>>>>

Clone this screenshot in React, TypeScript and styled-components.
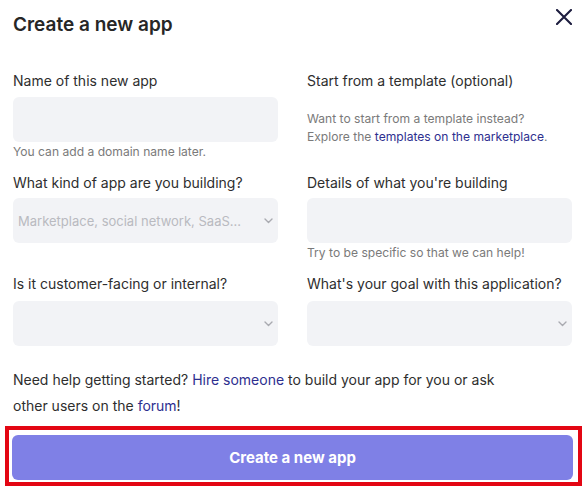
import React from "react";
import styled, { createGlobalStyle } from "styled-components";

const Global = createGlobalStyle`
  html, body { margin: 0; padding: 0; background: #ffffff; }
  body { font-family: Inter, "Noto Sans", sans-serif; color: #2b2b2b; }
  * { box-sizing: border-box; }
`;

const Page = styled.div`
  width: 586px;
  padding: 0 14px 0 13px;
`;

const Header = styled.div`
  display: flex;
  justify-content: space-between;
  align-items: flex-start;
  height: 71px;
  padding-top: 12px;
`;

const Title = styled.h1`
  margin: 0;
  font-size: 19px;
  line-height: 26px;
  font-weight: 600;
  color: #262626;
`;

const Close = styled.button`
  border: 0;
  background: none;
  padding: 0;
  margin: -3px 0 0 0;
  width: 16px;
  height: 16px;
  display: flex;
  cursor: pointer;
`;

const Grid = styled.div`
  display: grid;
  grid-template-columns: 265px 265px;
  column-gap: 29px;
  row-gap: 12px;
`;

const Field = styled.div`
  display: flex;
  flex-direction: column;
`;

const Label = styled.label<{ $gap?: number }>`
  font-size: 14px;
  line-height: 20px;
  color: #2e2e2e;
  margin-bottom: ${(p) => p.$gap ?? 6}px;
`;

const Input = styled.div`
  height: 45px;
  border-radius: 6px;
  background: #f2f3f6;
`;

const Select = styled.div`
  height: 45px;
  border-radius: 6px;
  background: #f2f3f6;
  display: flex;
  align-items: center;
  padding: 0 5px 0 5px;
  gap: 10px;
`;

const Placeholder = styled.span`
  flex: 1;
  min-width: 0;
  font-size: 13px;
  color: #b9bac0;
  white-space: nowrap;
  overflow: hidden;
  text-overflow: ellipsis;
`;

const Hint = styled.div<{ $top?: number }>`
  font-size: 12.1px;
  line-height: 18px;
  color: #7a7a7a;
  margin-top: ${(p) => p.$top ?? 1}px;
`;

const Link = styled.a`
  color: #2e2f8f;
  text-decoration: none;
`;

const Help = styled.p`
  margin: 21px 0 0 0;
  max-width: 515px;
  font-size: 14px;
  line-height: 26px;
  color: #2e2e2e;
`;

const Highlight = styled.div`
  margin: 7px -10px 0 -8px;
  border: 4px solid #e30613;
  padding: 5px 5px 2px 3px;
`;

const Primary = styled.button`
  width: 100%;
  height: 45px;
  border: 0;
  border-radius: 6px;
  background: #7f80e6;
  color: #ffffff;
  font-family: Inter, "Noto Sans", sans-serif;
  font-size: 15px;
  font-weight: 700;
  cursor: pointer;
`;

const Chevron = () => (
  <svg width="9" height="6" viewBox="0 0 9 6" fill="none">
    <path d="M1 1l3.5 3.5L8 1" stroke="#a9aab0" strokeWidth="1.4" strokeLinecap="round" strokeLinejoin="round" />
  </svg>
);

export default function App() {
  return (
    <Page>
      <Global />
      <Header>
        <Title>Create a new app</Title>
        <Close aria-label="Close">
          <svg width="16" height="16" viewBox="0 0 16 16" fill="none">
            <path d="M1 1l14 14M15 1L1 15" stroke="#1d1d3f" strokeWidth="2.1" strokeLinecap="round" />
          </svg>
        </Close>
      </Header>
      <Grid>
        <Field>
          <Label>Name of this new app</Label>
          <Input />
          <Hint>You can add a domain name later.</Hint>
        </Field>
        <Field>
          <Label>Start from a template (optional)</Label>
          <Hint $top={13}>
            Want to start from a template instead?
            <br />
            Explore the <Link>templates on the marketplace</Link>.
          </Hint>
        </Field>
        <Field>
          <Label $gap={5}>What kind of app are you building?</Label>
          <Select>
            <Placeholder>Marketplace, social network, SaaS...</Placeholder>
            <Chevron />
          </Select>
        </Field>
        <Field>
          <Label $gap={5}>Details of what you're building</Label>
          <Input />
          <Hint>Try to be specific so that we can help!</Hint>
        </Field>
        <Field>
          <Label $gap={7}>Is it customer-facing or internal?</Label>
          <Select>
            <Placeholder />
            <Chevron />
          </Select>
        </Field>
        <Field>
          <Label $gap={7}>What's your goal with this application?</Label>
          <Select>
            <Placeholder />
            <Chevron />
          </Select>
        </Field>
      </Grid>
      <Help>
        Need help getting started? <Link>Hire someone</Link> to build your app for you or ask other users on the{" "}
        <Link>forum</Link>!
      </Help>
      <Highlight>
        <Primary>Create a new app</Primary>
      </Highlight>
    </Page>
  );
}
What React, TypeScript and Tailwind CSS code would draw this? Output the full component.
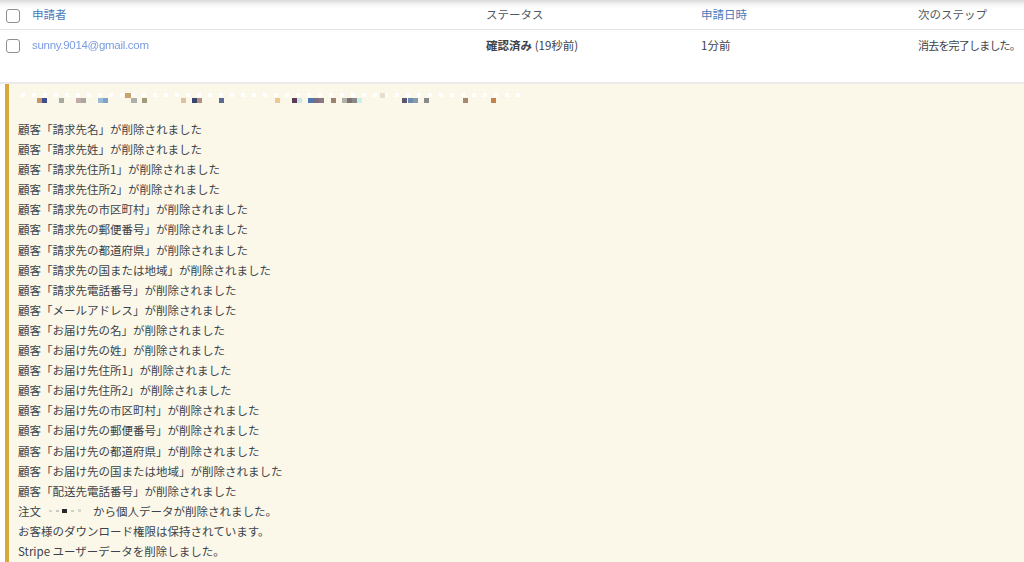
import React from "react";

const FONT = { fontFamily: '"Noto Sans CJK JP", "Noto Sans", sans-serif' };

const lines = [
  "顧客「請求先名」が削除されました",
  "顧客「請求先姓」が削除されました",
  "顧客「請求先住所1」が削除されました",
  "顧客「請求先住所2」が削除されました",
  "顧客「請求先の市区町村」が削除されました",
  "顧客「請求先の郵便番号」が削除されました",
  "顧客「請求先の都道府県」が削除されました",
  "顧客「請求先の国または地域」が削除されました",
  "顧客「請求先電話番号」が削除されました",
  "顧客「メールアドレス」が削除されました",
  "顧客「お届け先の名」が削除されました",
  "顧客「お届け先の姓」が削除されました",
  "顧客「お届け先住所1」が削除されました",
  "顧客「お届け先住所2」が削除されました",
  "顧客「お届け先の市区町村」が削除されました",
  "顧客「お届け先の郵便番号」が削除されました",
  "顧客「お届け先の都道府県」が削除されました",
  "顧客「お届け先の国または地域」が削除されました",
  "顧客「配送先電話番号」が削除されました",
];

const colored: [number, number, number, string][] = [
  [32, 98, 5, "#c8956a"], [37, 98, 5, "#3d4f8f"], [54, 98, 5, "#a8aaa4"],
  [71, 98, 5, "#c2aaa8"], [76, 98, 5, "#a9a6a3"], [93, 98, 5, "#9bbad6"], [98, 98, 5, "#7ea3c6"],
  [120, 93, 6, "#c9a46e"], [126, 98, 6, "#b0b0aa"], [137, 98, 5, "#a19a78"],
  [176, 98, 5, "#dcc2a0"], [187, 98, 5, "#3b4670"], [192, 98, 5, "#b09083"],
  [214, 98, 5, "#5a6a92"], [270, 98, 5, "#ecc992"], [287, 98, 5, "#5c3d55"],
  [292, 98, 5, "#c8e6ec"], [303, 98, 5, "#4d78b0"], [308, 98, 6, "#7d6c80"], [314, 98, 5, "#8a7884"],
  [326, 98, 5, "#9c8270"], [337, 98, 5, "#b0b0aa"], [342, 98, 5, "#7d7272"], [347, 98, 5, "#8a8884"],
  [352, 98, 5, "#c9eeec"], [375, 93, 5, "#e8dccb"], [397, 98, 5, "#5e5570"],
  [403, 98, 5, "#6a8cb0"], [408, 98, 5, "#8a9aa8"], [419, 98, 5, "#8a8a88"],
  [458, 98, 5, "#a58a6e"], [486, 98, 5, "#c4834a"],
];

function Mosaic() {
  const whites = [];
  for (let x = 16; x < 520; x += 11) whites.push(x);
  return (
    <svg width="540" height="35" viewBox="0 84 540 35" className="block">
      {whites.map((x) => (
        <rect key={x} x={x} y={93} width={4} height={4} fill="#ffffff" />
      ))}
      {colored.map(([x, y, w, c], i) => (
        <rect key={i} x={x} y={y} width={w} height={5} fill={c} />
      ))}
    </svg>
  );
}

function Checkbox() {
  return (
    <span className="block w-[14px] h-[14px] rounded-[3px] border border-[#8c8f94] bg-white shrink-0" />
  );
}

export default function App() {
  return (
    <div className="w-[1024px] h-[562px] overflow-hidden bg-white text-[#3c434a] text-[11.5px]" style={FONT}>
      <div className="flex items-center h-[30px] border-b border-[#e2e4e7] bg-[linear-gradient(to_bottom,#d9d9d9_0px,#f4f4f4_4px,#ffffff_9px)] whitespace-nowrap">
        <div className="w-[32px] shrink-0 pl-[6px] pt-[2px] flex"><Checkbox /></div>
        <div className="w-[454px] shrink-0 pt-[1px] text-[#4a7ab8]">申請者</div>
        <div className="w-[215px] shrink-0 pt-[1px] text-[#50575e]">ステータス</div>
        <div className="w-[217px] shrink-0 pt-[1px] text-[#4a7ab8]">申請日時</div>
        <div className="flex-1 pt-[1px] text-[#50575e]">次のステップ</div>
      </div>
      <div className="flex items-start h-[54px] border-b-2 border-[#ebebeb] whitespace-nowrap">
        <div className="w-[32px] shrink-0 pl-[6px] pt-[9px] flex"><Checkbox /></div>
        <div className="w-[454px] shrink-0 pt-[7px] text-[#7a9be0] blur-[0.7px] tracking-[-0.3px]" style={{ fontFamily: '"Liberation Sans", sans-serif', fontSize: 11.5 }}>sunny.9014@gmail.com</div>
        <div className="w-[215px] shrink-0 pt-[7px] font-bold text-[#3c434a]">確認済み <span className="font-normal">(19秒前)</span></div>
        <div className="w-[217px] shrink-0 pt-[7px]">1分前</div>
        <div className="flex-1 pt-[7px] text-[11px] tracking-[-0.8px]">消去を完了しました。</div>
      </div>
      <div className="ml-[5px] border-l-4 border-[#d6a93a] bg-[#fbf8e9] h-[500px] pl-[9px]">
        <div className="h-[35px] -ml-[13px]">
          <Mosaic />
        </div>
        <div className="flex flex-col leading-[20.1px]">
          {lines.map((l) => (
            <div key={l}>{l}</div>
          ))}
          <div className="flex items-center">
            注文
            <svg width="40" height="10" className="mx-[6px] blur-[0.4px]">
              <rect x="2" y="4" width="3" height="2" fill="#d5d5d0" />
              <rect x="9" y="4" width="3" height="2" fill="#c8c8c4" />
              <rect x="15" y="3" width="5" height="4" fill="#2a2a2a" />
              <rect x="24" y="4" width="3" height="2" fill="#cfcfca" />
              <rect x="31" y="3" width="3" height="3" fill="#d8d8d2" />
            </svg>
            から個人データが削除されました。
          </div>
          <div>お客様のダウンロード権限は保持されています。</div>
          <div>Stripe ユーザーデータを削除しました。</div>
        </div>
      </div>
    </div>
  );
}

<<<<

• [WORK TO DO]: Find the lines containing "this" and list every one of them.

• [THE ANSWER]:
Clone this screenshot in React, TypeScript and styled-components.
          <Label>Name of this new app</Label>
          <Label $gap={7}>What's your goal with this application?</Label>
What React, TypeScript and Tailwind CSS code would draw this? Output the full component.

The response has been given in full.